Several senior doctors in the changing room still had no idea what was happening, but none of them dared be even half a beat slow in their movements.
Ichikawa Akio busied himself among them.
Seeing these seniors, who had just been enjoying their nightlife, now forced to rush back in such a sorry state to work overtime, he felt a burst of schadenfreude.
Although it was a little immoral.
He also knew that in the face of such a major casualty incident, they ought to unite and overcome the crisis together.
But he still could not help feeling secretly delighted.
On ordinary days, these seniors always threw every odd job, every tiring job, every job no one wanted to do, onto the junior residents.
Tonight had been the same.
While he had been in the duty room gnawing on a rice ball and staring blankly at a medical textbook, they had been eating kaiseki cuisine at Matsunoya, drinking daiginjo, and singing karaoke with geisha in their arms.
With such a contrast, it was hard not to feel even the slightest bit of resentment.
But now...
Heehee.
That high-class cuisine they had just eaten must be stuck in their throats now, right?
The sake and beer they had just drunk must be churning their stomachs upside down now, right?
Heehee.
...
On the north side of the hospital, at the remote entrance usually used to transport medical waste and corpses.
Tires crushed over the accumulated snow.
It was a red-and-white Honda CB400, its body a little old.
On roads after a heavy snow, a motorcycle could pass through narrow alleys that cars could not enter. With more route options, it had actually reached the destination faster.
Imagawa Ori, who was sitting on the back seat, took off her helmet.
Her face was a little red. It was hard to tell whether it was from the wind, or because she had just had no choice but to cling tightly to Kiryu Kazusuke’s waist on the back of the motorcycle.
“What is it?”
She glanced around. This place was still some distance from the emergency center’s main entrance.
Kiryu Kazusuke turned back and looked into her large eyes.
“Senpai, it is now twelve-thirty in the morning.”
“If someone sees you sitting on the back of my motorcycle, it will damage my reputation.”
“So please get off.”
As he spoke, he planted both feet on the ground and shook the bike.
“Huh?”
Imagawa Ori roughly swept back the short hair the helmet had messed up.
Damage to his reputation?
She was clearly the ace of First Surgery, sitting on the back of a broken motorcycle belonging to a junior resident who had only been hired half a year ago, hugging his waist tightly like some delinquent girl on a night of raging snow.
If anyone saw them, then if anyone’s reputation was going to be damaged, it would be hers, wouldn’t it?
“Fine, I’ll get off.”
She snorted coldly, swung one long leg over, and got off the bike.
Her high heel stepped onto the accumulated snow.

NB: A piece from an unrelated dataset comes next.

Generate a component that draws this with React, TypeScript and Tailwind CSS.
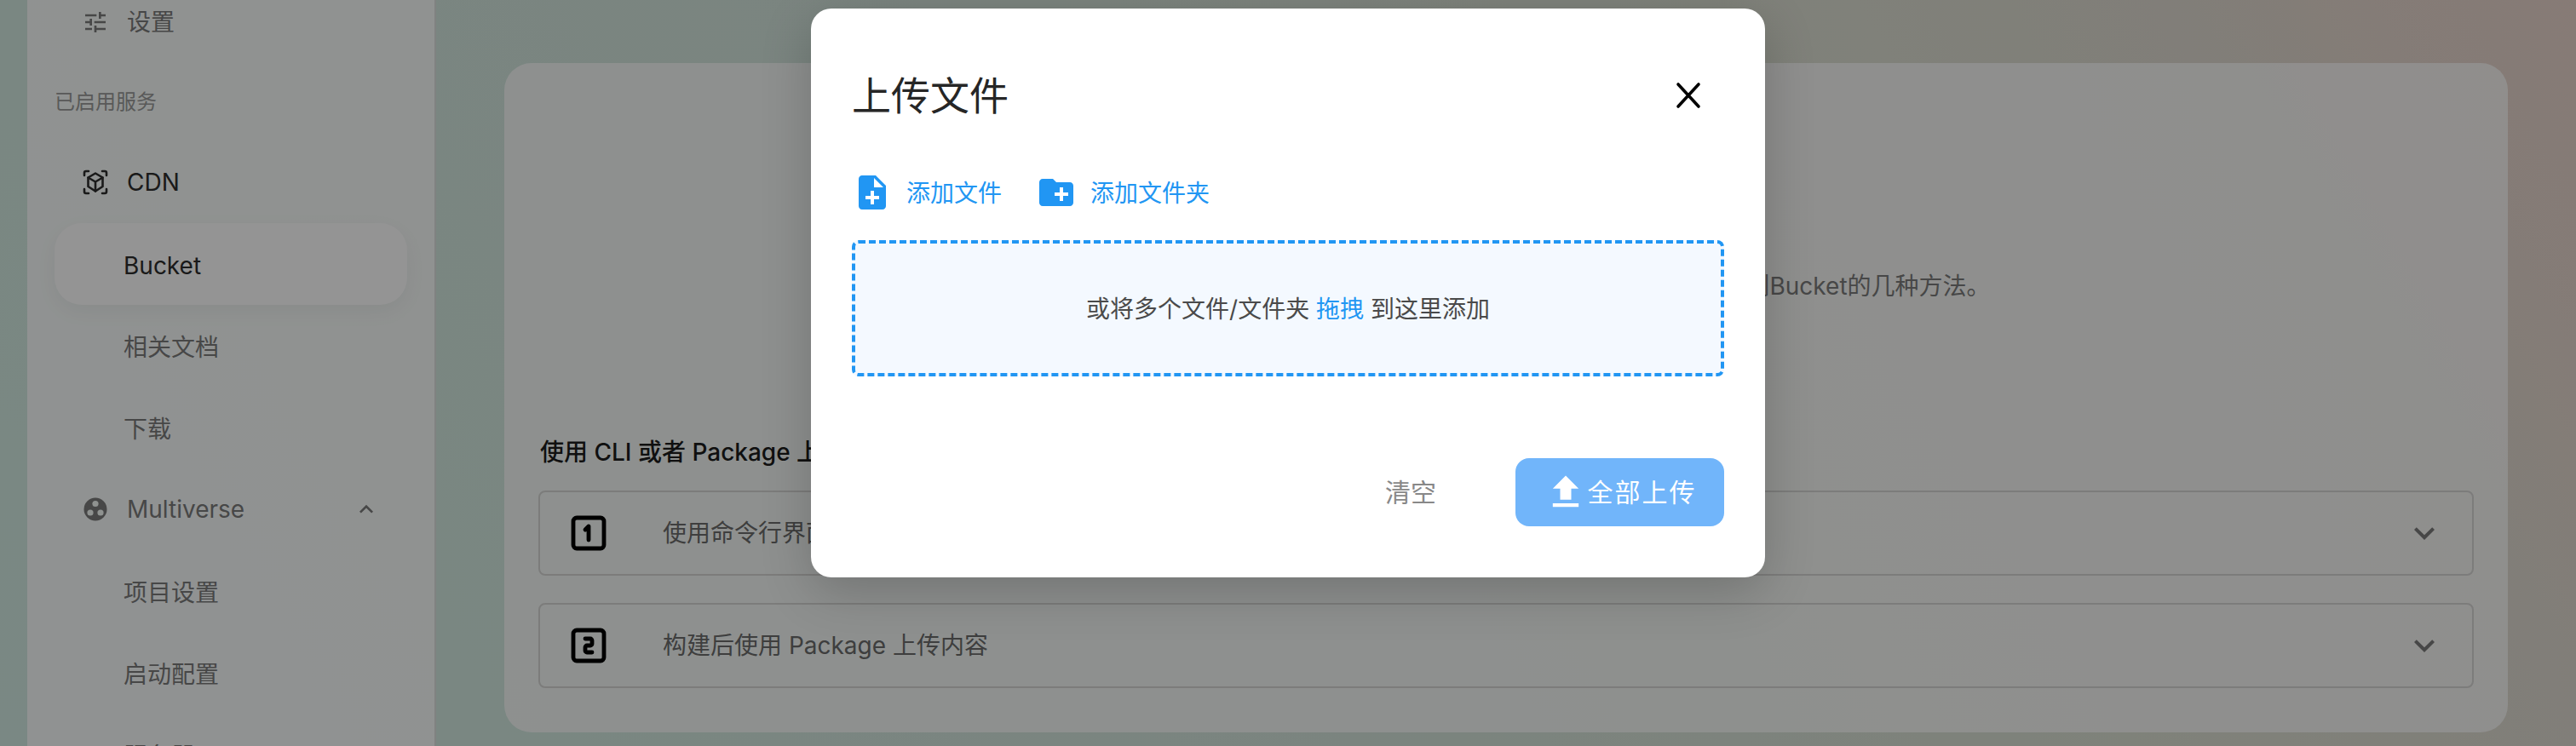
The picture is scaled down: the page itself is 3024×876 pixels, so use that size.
import { MdNoteAdd, MdCreateNewFolder, MdFileUpload, MdTune, MdExpandMore, MdExpandLess } from "react-icons/md";
import { TbSquareNumber1, TbSquareNumber2 } from "react-icons/tb";

function CdnIcon() {
  return (
    <svg width="32" height="32" viewBox="0 0 32 32" fill="none" stroke="#2d2d2d" strokeWidth="2.6" strokeLinecap="round" strokeLinejoin="round">
      <path d="M3 8V5a2 2 0 0 1 2-2h3" />
      <path d="M24 3h3a2 2 0 0 1 2 2v3" />
      <path d="M3 24v3a2 2 0 0 0 2 2h3" />
      <path d="M29 24v3a2 2 0 0 1-2 2h-3" />
      <path d="M16 5.5l8.5 5v10.5L16 26.5 7.5 21V10.5z" />
      <path d="M7.5 10.5l8.5 5 8.5-5M16 15.5v11" />
    </svg>
  );
}

function MultiverseIcon() {
  return (
    <svg width="32" height="32" viewBox="0 0 32 32">
      <circle cx="16" cy="16" r="13.5" fill="#7b7b7b" />
      <circle cx="16" cy="9.5" r="3.6" fill="#f6fbf9" />
      <circle cx="10" cy="20" r="3.6" fill="#f6fbf9" />
      <circle cx="22" cy="20" r="3.6" fill="#f6fbf9" />
    </svg>
  );
}

function SubItem({ label, active }: { label: string; active?: boolean }) {
  return (
    <div
      className={
        active
          ? "mx-8 h-24 shrink-0 flex items-center pl-[81px] pt-[3px] rounded-[32px] bg-white text-[#2d2d2d] shadow-[0_8px_24px_rgba(0,0,0,0.05)]"
          : "mx-8 h-24 shrink-0 flex items-center pl-[81px] pt-[3px] text-[#7b7b7b]"
      }
    >
      {label}
    </div>
  );
}

function Step({ icon, label }: { icon: React.ReactNode; label: string }) {
  return (
    <div className="h-[100px] rounded-lg border-2 border-[#d6d6d4] flex items-center pl-[33px] pr-8">
      <span className="text-black flex">{icon}</span>
      <span className="ml-[63px] text-[#6b6b6b]">{label}</span>
      <MdExpandMore size={48} color="#7b7b7b" className="ml-auto" />
    </div>
  );
}

export default function App() {
  return (
    <div className="relative h-[876px] w-[3024px] overflow-hidden flex text-[28px] leading-10 [font-family:Inter,'Noto_Sans_CJK_SC',sans-serif] bg-[linear-gradient(60deg,#d2ebe3_0%,#d4e4db_45%,#dbe0d3_71%,#dedad0_86%,#e4d6cd_93%,#e8d4cb_100%)]">
      <aside className="ml-8 w-[480px] shrink-0 -mt-[22px] h-[1000px] flex flex-col bg-white/85 border-r-2 border-[#dde1df]">
        <div className="h-24 shrink-0 flex items-center pl-16 text-[#7b7b7b]">
          <MdTune size={32} color="#7b7b7b" />
          <span className="ml-[21px]">设置</span>
        </div>
        <div className="h-[92px] shrink-0 flex items-center pl-8 text-2xl text-[#999999]">已启用服务</div>
        <div className="h-24 shrink-0 flex items-center pl-16 text-[#2d2d2d]">
          <CdnIcon />
          <span className="ml-[21px]">CDN</span>
        </div>
        <SubItem label="Bucket" active />
        <SubItem label="相关文档" />
        <SubItem label="下载" />
        <div className="h-24 shrink-0 flex items-center pl-16 pr-16 text-[#7b7b7b]">
          <MultiverseIcon />
          <span className="ml-[21px]">Multiverse</span>
          <MdExpandLess size={32} color="#7b7b7b" className="ml-auto" />
        </div>
        <SubItem label="项目设置" />
        <SubItem label="启动配置" />
        <SubItem label="服务器" />
      </aside>

      <main className="ml-[80px] mt-[74px] w-[2352px] h-[786px] shrink-0 rounded-[32px] bg-white/75 px-10 flex flex-col">
        <p className="mt-[242px] pl-[10px] text-center text-[#7b7b7b]">这里为您介绍了将您的静态网站、图片及其他各类文件内容快速上传到Bucket的几种方法。</p>
        <h2 className="mt-[155px] font-medium text-[#1c1c1c] px-[2px]">使用 CLI 或者 Package 上传内容</h2>
        <div className="mt-[25px] flex flex-col gap-8">
          <Step icon={<TbSquareNumber1 size={48} strokeWidth={2.4} />} label="使用命令行界面上传内容" />
          <Step icon={<TbSquareNumber2 size={48} strokeWidth={2.4} />} label="构建后使用 Package 上传内容" />
        </div>
      </main>

      <div className="absolute inset-0 bg-black/[0.42] flex justify-center items-start pt-[10px]">
        <section className="w-[1120px] rounded-3xl bg-white px-12 pt-[72px] pb-[60px] flex flex-col shadow-[0_16px_60px_rgba(0,0,0,0.2)]">
          <div className="h-[60px] flex items-center justify-between">
            <h1 className="text-[46px] leading-[60px] font-normal text-[#262626]">上传文件</h1>
            <svg width="32" height="32" viewBox="0 0 32 32" className="mr-[26px]" fill="none" stroke="#000" strokeWidth="3.6" strokeLinecap="round">
              <path d="M4 3l24 26M28 3L4 29" />
            </svg>
          </div>
          <div className="mt-[60px] h-12 flex items-center gap-10 text-[#2196f3]">
            <div className="flex items-center gap-4">
              <MdNoteAdd size={48} />
              <span className="pt-[2px]">添加文件</span>
            </div>
            <div className="flex items-center gap-4">
              <MdCreateNewFolder size={48} />
              <span className="pt-[2px]">添加文件夹</span>
            </div>
          </div>
          <div className="mt-8 h-40 rounded-lg border-4 border-dashed border-[#2196f3] bg-[#f4f9ff] flex items-center justify-center pt-[2px] text-[#4a4a4a]">
            <span>
              或将多个文件/文件夹 <span className="text-[#2196f3]">拖拽</span> 到这里添加
            </span>
          </div>
          <div className="mt-24 h-20 flex items-center justify-end">
            <span className="mr-[93px] text-[30px] text-[#888888]">清空</span>
            <div className="w-[245px] h-20 rounded-2xl bg-[#71b5fa] text-white flex items-center justify-center text-[30px] tracking-[2px]">
              <MdFileUpload size={52} />
              <span>全部上传</span>
            </div>
          </div>
        </section>
      </div>
    </div>
  );
}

She shoved the helmet back into Kiryu Kazusuke’s arms and straightened the collar of her windbreaker, which had been tousled by the wind.
“Remember this.”
“About what happened tonight, no matter which part of it, if you dare leak even half a word...”
“You’re dead.”
“Hmph!”
As she spoke, she placed her hand horizontally in front of her snow-white neck and made a throat-slitting gesture.